Another theory, put forward by Freud, and later developed by Piaget and Fromm, argues that conscience is more likely a result of environmental factors. This is typical of Freud's beliefs as he was first and foremost a psychologist and scientist with little time for the supernatural or divine. Sigmund Freud's definition of conscience links closely to a human beings feelings of guilt and fear of punishment, this suggests that people may act in order to get approval and could be easily seen as an unreliable guide to ethical decision making. Freud believed that the human mind began to be controlled by powerful desires that must be satisfied as early as birth. Up until the age of 3, these desires are apparently critical to our behaviour and drive the part of the mind Freud refers to as the id. Most people are aware of Freud's theory of the make up of the human mind, he felt there were two categories at war within the id. They would be “eros” (meaning love in ancient Greek, known as the life instinct) and “thanatos” (the name given to Freud's “death drive” by his students). Children apparently are quick to learn that the world puts limits on the extent to which these desires can be fulfilled. In respose to this, the mind creates the “ego” or the “realit principle” which considers the realities of society. The ego provides an awareness of self and others and is crucil to a person's interaction with the wider world. Continuing on from this, the “super-ego”, which develop from the age of 5, reflects the anger and disappointment of others. For this reason it creates a feeling of guilt and this creates the idea of the conscience that Freud is describing. In short, as individuals we are not chooseing to act ethically in order to promote the happiness of others, but to eliminate the feeling of guilt that is generated when we fail to. In this sense, it would seem that Freud's concept of conscience is again not reliable as a guide to ethical decision making, as we don't actually make any decisions ourselves.
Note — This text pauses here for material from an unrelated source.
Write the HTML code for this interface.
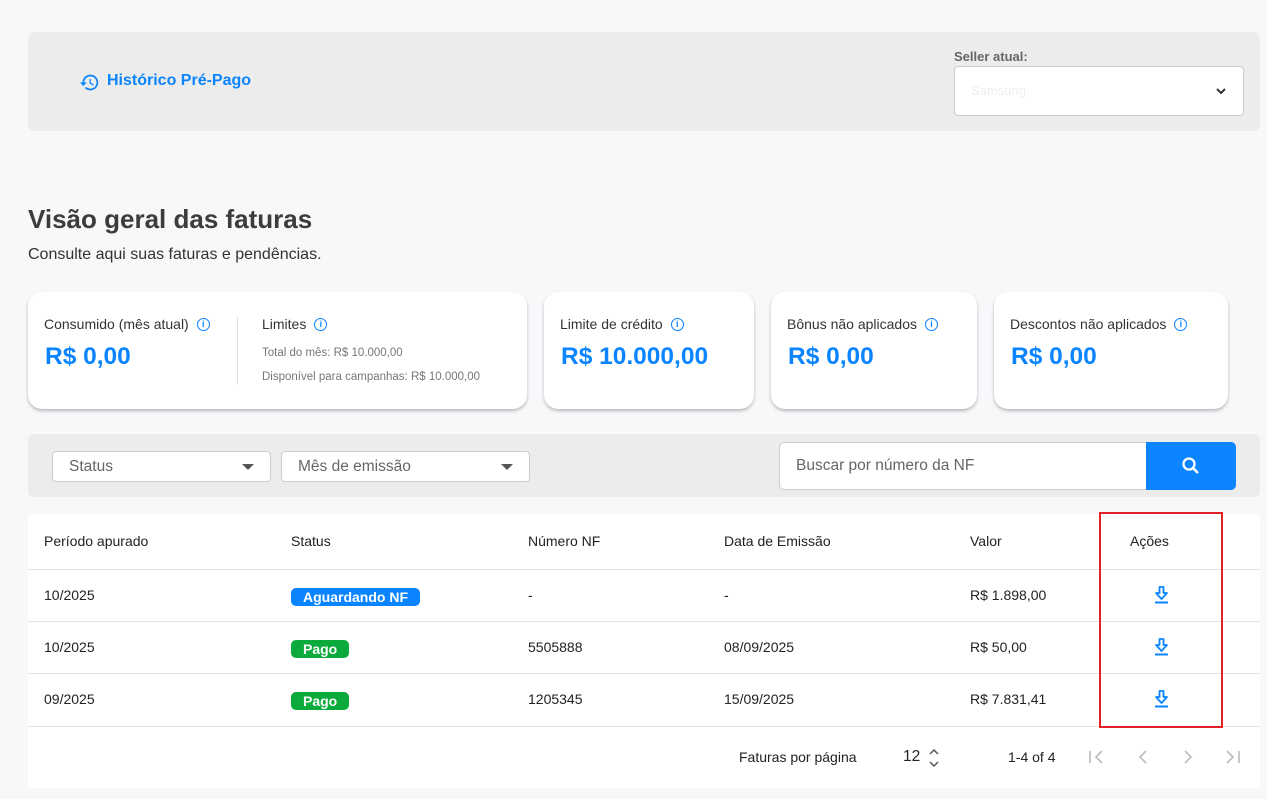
<!DOCTYPE html>
<html><head><meta charset="utf-8"><style>
*{box-sizing:border-box;margin:0;padding:0}
body{width:1267px;height:799px;background:#f8f8fb;font-family:"Liberation Sans",sans-serif;color:#333;position:relative;overflow:hidden}
.abs{position:absolute}
.panel{background:#ececec;border-radius:6px}
.card{background:#fff;border-radius:14px;box-shadow:0 2px 3px rgba(0,0,0,.25)}
.lbl{font-size:14px;color:#333;display:flex;align-items:center;gap:8px}
.big{font-size:24.5px;font-weight:bold;color:#0a84ff}
.info{width:13px;height:13px;border:1.5px solid #0a84ff;border-radius:50%;font-size:9px;color:#0a84ff;text-align:center;line-height:10px;font-weight:bold}
.sel{background:#fff;border:1px solid #ccc;border-radius:4px;font-size:15.5px;color:#666;padding-left:16px;line-height:30px}
.tri{position:absolute;right:16px;top:12px;border-left:6px solid transparent;border-right:6px solid transparent;border-top:6px solid #555}
.td{position:absolute;font-size:14px;color:#222}
.line{position:absolute;left:28px;width:1232px;height:1px;background:#e4e4e4}
.badge{position:absolute;color:#fff;font-size:14px;font-weight:bold;border-radius:5px;height:18px;line-height:18px;padding:0 12px}
.dl{position:absolute;left:1154px}
</style></head><body>
<div class="abs panel" style="left:28px;top:32px;width:1232px;height:99px"></div>
<svg class="abs" style="left:79px;top:72px" width="21" height="21" viewBox="0 0 24 24"><path d="M13 3a9 9 0 0 0-9 9H1l4 4 4-4H6a7 7 0 1 1 2.05 4.95l-1.42 1.42A9 9 0 1 0 13 3zm-1 5v5l4.25 2.52.77-1.28-3.52-2.09V8z" fill="#0a84ff"/></svg>
<div class="abs" style="left:107px;top:72px;font-size:16px;font-weight:bold;color:#0a84ff">Histórico Pré-Pago</div>
<div class="abs" style="left:954px;top:49px;font-size:13px;font-weight:bold;color:#666">Seller atual:</div>
<div class="abs" style="left:954px;top:66px;width:290px;height:50px;background:#fff;border:1px solid #ccc;border-radius:4px">
<span style="position:absolute;left:16px;top:16px;font-size:13px;color:#eee">Samsung</span>
<svg style="position:absolute;right:16px;top:18px" width="12" height="12" viewBox="0 0 12 12"><path d="M2 4l4 4 4-4" stroke="#333" stroke-width="2" fill="none"/></svg></div>

<div class="abs" style="left:28px;top:204px;font-size:26px;font-weight:bold;color:#3c3c3c">Visão geral das faturas</div>
<div class="abs" style="left:28px;top:246px;font-size:16px;color:#333">Consulte aqui suas faturas e pendências.</div>

<div class="abs card" style="left:28px;top:292px;width:499px;height:117px"></div>
<div class="abs lbl" style="left:44px;top:316px">Consumido (mês atual) <span class="info">i</span></div>
<div class="abs big" style="left:45px;top:343px">R$ 0,00</div>
<div class="abs" style="left:237px;top:317px;width:1px;height:68px;background:#e0e0e0"></div>
<div class="abs lbl" style="left:262px;top:316px">Limites <span class="info">i</span></div>
<div class="abs" style="left:262px;top:347px;font-size:11.5px;color:#777">Total do mês: R$ 10.000,00</div>
<div class="abs" style="left:262px;top:371px;font-size:11.5px;color:#777">Disponível para campanhas: R$ 10.000,00</div>

<div class="abs card" style="left:544px;top:292px;width:210px;height:117px"></div>
<div class="abs lbl" style="left:560px;top:316px">Limite de crédito <span class="info">i</span></div>
<div class="abs big" style="left:561px;top:343px">R$ 10.000,00</div>
<div class="abs card" style="left:771px;top:292px;width:206px;height:117px"></div>
<div class="abs lbl" style="left:787px;top:316px">Bônus não aplicados <span class="info">i</span></div>
<div class="abs big" style="left:788px;top:343px">R$ 0,00</div>
<div class="abs card" style="left:994px;top:292px;width:234px;height:117px"></div>
<div class="abs lbl" style="left:1010px;top:316px">Descontos não aplicados <span class="info">i</span></div>
<div class="abs big" style="left:1011px;top:343px">R$ 0,00</div>

<div class="abs panel" style="left:28px;top:434px;width:1232px;height:63px"></div>
<div class="abs sel" style="left:52px;top:451px;width:219px;height:31px">Status<span class="tri"></span></div>
<div class="abs sel" style="left:281px;top:451px;width:249px;height:31px">Mês de emissão<span class="tri"></span></div>
<div class="abs" style="left:779px;top:442px;width:380px;height:48px;background:#fff;border:1px solid #ccc;border-radius:5px;font-size:15.5px;color:#666;padding:14px 16px">Buscar por número da NF</div>
<div class="abs" style="left:1146px;top:442px;width:90px;height:48px;background:#0a84ff;border-radius:0 5px 5px 0"><svg style="position:absolute;left:35px;top:14px" width="20" height="20" viewBox="0 0 20 20"><circle cx="8" cy="8" r="5.5" stroke="#fff" stroke-width="2.3" fill="none"/><path d="M12 12l5 5" stroke="#fff" stroke-width="2.6"/></svg></div>

<div class="abs" style="left:28px;top:514px;width:1232px;height:274px;background:#fff"></div>
<div class="td" style="left:44px;top:533px">Período apurado</div>
<div class="td" style="left:291px;top:533px">Status</div>
<div class="td" style="left:528px;top:533px">Número NF</div>
<div class="td" style="left:724px;top:533px">Data de Emissão</div>
<div class="td" style="left:970px;top:533px">Valor</div>
<div class="td" style="left:1130px;top:533px">Ações</div>
<div class="line" style="top:569px"></div>
<div class="line" style="top:621px"></div>
<div class="line" style="top:673px"></div>
<div class="line" style="top:726px"></div>

<div class="td" style="left:44px;top:587px">10/2025</div>
<div class="badge" style="left:291px;top:588px;background:#0a84ff">Aguardando NF</div>
<div class="td" style="left:528px;top:587px">-</div>
<div class="td" style="left:724px;top:587px">-</div>
<div class="td" style="left:970px;top:587px">R$ 1.898,00</div>

<div class="td" style="left:44px;top:639px">10/2025</div>
<div class="badge" style="left:291px;top:640px;background:#0aaa3c">Pago</div>
<div class="td" style="left:528px;top:639px">5505888</div>
<div class="td" style="left:724px;top:639px">08/09/2025</div>
<div class="td" style="left:970px;top:639px">R$ 50,00</div>

<div class="td" style="left:44px;top:691px">09/2025</div>
<div class="badge" style="left:291px;top:692px;background:#0aaa3c">Pago</div>
<div class="td" style="left:528px;top:691px">1205345</div>
<div class="td" style="left:724px;top:691px">15/09/2025</div>
<div class="td" style="left:970px;top:691px">R$ 7.831,41</div>

<svg class="dl" style="top:586px" width="15" height="18" viewBox="0 0 15 18"><path d="M5.5 1h4v6h3.5l-5.5 6-5.5-6h3.5z" stroke="#0a84ff" stroke-width="1.8" fill="none" stroke-linejoin="round"/><path d="M1 16.5h13" stroke="#0a84ff" stroke-width="2"/></svg>
<svg class="dl" style="top:638px" width="15" height="18" viewBox="0 0 15 18"><path d="M5.5 1h4v6h3.5l-5.5 6-5.5-6h3.5z" stroke="#0a84ff" stroke-width="1.8" fill="none" stroke-linejoin="round"/><path d="M1 16.5h13" stroke="#0a84ff" stroke-width="2"/></svg>
<svg class="dl" style="top:690px" width="15" height="18" viewBox="0 0 15 18"><path d="M5.5 1h4v6h3.5l-5.5 6-5.5-6h3.5z" stroke="#0a84ff" stroke-width="1.8" fill="none" stroke-linejoin="round"/><path d="M1 16.5h13" stroke="#0a84ff" stroke-width="2"/></svg>

<div class="abs" style="left:1099px;top:512px;width:124px;height:216px;border:2px solid #e32129"></div>

<div class="td" style="left:739px;top:749px">Faturas por página</div>
<div class="td" style="left:903px;top:748px;font-size:15.5px">12</div>
<svg class="abs" style="left:927px;top:747px" width="14" height="22" viewBox="0 0 14 22"><path d="M3 7l4-4 4 4M3 15l4 4 4-4" stroke="#555" stroke-width="1.5" fill="none"/></svg>
<div class="td" style="left:1008px;top:749px">1-4 of 4</div>
<svg class="abs" style="left:1088px;top:749px" width="160" height="16" viewBox="0 0 160 16"><g stroke="#bbb" stroke-width="1.6" fill="none"><path d="M2 2v12M14 2l-6 6 6 6"/><path d="M58 2l-6 6 6 6"/><path d="M97 2l6 6-6 6"/><path d="M139 2l6 6-6 6M151 2v12"/></g></svg>
</body></html>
There is a very different approach to conscience that exists within the Christian tradition that defines conscience as an innate or intuitive sense, almost like a “sixth sense”. This hails from the early Christian writings of St. Paul. Another proponent of the theory of intuitive sense was Joseph Butler who identified conscience as the ultimate moral decision maker placed in us by God. For this reason the moral decision maker must be listened to and obeyed. However, following this theory it is still possible that the conscience could be misled or misinformed, and for this reason it is still not necessarily a reliable guide.

Aquinas stated that there are two dimensions to moral decision making; synderesis is an awareness of the moral principle to do good and avoid evil and it's counterpart conscientia is the power of reason to work out what is good and evil. The combination of awareness and power to act makes this the most reliable guide to ethical decision-making along with the fact that the theory acknowledges that the genuine human conscience deliberates between the good and bad.
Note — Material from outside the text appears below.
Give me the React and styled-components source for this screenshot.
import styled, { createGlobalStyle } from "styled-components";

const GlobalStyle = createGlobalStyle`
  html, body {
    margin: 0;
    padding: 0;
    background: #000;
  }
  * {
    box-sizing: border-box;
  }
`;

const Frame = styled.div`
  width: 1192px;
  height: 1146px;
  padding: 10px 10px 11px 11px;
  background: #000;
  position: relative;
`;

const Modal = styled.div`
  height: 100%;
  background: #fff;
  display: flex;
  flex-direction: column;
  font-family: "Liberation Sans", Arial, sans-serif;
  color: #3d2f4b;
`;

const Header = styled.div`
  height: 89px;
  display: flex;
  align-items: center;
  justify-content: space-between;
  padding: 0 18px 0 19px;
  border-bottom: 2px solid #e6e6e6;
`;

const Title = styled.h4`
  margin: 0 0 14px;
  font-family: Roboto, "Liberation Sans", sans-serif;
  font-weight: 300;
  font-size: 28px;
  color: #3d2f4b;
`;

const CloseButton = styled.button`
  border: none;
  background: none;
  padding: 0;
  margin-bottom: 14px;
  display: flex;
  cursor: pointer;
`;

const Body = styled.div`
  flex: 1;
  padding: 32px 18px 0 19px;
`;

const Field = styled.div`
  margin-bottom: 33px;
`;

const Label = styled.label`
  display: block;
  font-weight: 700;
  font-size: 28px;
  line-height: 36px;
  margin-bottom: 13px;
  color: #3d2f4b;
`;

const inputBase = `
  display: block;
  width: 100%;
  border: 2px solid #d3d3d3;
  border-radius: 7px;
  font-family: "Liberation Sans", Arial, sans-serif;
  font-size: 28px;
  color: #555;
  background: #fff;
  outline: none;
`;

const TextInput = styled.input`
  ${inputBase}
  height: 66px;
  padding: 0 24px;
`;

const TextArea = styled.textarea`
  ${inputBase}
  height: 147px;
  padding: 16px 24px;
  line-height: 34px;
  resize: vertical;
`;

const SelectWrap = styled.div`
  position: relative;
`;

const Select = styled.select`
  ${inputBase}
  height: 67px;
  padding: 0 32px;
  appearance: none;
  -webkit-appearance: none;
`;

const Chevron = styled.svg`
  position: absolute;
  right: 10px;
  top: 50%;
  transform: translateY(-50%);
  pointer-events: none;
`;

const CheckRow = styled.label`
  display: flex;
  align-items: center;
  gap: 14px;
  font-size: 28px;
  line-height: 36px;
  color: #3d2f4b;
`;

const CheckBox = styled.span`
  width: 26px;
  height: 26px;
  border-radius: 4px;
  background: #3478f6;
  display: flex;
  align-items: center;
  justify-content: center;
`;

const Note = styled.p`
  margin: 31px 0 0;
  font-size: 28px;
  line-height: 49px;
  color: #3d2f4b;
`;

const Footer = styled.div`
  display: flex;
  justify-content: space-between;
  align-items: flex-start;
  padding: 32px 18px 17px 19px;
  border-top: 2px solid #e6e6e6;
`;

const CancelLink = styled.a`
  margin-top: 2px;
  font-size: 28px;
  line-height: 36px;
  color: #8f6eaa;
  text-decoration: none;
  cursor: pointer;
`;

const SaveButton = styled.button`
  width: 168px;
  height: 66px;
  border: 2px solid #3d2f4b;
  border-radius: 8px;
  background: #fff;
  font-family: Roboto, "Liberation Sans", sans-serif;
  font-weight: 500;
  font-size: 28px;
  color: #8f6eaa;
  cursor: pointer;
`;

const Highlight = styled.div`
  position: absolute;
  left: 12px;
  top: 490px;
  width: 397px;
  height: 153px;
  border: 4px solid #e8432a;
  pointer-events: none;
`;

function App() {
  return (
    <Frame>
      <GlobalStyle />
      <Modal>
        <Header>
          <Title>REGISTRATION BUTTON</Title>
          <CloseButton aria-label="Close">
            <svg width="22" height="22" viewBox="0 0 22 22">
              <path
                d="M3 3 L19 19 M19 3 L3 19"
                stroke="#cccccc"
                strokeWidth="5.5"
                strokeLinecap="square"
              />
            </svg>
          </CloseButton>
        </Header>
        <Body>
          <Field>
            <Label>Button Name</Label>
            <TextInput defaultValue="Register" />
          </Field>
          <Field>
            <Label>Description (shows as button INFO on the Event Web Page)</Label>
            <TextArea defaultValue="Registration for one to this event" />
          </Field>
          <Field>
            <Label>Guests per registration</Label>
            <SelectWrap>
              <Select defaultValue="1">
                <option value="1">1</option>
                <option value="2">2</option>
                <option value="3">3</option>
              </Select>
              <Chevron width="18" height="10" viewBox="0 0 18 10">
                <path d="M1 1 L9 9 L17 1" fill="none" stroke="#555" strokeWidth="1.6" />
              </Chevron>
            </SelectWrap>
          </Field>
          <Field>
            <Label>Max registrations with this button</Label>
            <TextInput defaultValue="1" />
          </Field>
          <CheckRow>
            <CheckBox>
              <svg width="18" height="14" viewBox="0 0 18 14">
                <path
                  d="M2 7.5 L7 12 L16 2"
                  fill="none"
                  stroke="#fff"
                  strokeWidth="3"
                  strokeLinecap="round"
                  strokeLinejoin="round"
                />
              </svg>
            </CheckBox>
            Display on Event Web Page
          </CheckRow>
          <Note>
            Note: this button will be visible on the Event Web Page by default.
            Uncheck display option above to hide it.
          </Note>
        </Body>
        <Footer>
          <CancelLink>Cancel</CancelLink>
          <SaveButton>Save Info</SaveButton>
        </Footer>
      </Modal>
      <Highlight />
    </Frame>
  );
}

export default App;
Piaget, an educational psychologist, developed Freud's theory and believed the conscience has the ability to make both mature and immature decisions. The mature part of the conscience is the ego's search for integrity and considers right and wrong. It is aware of the outside world and develops insights into situations. In contrast, according to Piaget there is an immature part that acts out the desire to seek approval from others and doesn't about that persons beliefs or principles. Piaget actually discovered that children up to the age of 10 judge the rightness or wrongness of an action on the consequences, whereas older children link rightness with motive and intention. In this case, the conscience is not innate, but environmentally induced by upbringing. This is another unreliable theory, for the reason that we don't make our decisions based on helping other people or providing happiness, but on our environmental experiences.
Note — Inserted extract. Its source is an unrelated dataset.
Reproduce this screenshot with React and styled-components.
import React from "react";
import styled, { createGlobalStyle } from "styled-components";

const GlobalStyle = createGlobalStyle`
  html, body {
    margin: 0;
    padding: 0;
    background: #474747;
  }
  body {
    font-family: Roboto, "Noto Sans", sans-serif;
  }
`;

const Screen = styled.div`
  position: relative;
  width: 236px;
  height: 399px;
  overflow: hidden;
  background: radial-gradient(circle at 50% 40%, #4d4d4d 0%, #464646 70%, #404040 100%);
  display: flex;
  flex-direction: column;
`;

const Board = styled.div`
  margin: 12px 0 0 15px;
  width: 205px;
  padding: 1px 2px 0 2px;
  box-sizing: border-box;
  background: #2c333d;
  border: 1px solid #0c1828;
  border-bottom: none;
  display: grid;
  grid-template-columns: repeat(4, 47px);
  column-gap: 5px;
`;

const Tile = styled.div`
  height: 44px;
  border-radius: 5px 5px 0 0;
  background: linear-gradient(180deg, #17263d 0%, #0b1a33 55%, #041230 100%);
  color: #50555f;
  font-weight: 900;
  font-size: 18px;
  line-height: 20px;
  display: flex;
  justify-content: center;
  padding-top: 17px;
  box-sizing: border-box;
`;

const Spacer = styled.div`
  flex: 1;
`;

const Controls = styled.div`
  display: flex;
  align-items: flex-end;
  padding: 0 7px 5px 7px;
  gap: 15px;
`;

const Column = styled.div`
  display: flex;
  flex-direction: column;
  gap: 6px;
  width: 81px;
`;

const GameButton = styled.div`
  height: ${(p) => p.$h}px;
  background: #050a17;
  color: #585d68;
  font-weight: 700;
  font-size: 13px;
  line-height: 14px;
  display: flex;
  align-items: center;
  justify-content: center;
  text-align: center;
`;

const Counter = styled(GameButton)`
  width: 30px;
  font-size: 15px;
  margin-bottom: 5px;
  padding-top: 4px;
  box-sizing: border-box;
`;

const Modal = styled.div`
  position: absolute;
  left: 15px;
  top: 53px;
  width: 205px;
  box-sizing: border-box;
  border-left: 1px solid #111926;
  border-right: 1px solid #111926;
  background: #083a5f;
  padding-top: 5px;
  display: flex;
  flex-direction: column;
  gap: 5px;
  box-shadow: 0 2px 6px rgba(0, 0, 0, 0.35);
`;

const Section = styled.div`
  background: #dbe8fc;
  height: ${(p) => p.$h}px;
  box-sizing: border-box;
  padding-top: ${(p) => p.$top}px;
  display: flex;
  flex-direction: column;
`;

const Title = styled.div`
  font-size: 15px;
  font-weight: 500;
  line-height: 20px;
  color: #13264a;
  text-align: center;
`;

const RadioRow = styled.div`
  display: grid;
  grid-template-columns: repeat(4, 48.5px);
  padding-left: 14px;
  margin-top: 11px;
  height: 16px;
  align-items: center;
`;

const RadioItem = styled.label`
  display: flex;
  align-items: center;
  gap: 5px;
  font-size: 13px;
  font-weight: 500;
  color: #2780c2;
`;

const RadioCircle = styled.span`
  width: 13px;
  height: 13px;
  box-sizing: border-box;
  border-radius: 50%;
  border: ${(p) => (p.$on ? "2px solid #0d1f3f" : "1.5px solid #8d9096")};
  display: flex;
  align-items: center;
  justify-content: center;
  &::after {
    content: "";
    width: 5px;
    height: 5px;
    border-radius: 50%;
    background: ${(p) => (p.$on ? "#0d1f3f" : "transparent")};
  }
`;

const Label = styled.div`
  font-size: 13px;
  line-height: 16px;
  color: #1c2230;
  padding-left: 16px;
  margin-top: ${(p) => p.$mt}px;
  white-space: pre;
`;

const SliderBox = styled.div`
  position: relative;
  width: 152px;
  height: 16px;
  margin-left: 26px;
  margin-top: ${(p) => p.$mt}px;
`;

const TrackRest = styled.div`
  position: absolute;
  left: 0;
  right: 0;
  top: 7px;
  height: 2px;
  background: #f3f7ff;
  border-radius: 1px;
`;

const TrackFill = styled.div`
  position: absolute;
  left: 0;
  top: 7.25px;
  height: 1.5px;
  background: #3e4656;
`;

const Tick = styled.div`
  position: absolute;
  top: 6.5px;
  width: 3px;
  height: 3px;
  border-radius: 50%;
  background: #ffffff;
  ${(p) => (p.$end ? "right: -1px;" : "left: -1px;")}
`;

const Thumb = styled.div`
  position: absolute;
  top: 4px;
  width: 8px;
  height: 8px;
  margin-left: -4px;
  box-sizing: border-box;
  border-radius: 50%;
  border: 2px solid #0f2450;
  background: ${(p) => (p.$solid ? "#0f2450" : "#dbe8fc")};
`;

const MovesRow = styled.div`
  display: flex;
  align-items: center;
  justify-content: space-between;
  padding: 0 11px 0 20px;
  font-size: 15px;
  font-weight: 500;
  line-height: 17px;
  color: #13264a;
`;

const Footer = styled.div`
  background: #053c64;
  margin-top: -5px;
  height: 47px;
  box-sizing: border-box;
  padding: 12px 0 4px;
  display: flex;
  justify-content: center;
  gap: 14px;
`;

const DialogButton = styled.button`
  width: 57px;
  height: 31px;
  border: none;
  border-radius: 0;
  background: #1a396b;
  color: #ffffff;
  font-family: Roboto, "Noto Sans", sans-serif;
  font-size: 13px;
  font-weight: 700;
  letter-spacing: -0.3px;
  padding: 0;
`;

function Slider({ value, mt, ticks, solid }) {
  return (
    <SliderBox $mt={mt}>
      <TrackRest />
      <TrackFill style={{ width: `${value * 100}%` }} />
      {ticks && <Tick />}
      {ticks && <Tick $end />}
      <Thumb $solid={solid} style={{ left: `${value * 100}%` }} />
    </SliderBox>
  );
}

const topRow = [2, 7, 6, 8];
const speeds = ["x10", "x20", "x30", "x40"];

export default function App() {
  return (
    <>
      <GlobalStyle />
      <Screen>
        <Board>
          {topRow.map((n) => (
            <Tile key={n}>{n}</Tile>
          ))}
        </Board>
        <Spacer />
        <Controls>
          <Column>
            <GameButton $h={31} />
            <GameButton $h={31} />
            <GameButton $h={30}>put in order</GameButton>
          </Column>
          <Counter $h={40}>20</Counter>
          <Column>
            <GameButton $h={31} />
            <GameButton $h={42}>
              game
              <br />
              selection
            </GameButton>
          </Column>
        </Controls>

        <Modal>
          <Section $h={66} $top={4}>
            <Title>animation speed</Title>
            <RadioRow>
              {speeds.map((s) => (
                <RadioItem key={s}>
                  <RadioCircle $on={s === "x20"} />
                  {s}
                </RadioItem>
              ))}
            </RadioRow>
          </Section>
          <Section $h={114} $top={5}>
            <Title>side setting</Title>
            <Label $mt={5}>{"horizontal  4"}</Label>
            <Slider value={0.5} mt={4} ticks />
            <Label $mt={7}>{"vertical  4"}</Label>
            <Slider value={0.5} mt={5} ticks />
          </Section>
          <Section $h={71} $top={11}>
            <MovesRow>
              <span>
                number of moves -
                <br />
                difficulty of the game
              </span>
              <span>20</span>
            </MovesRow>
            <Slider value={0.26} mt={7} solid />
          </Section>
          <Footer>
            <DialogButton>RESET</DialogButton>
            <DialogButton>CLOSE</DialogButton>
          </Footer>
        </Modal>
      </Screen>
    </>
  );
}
Based on all the evidence collected from various psychologists it would seem the conscience is far from a reliable guide to making ethical decisions as the definition of ethical is by default something you do for the benefit of others and not yourself, yet all the evidence points to the conscience being formed and developed by reasons and motives aimed at providing comfort and happiness for ones own mind. However, based on personal experience, I would conclude that the conscience is the only means by which to make an ethical decision, for this is the part of the human mind that makes one feel empathy and compassion and these things are what urge people to act on when it comes to making ethical decisions. Although the conscience may be formed by a slight need to make oneself feel better and may be a result of personal upbringing it is inevitably this entity that we can thank for the decisions made that make the world a more ethically rich place.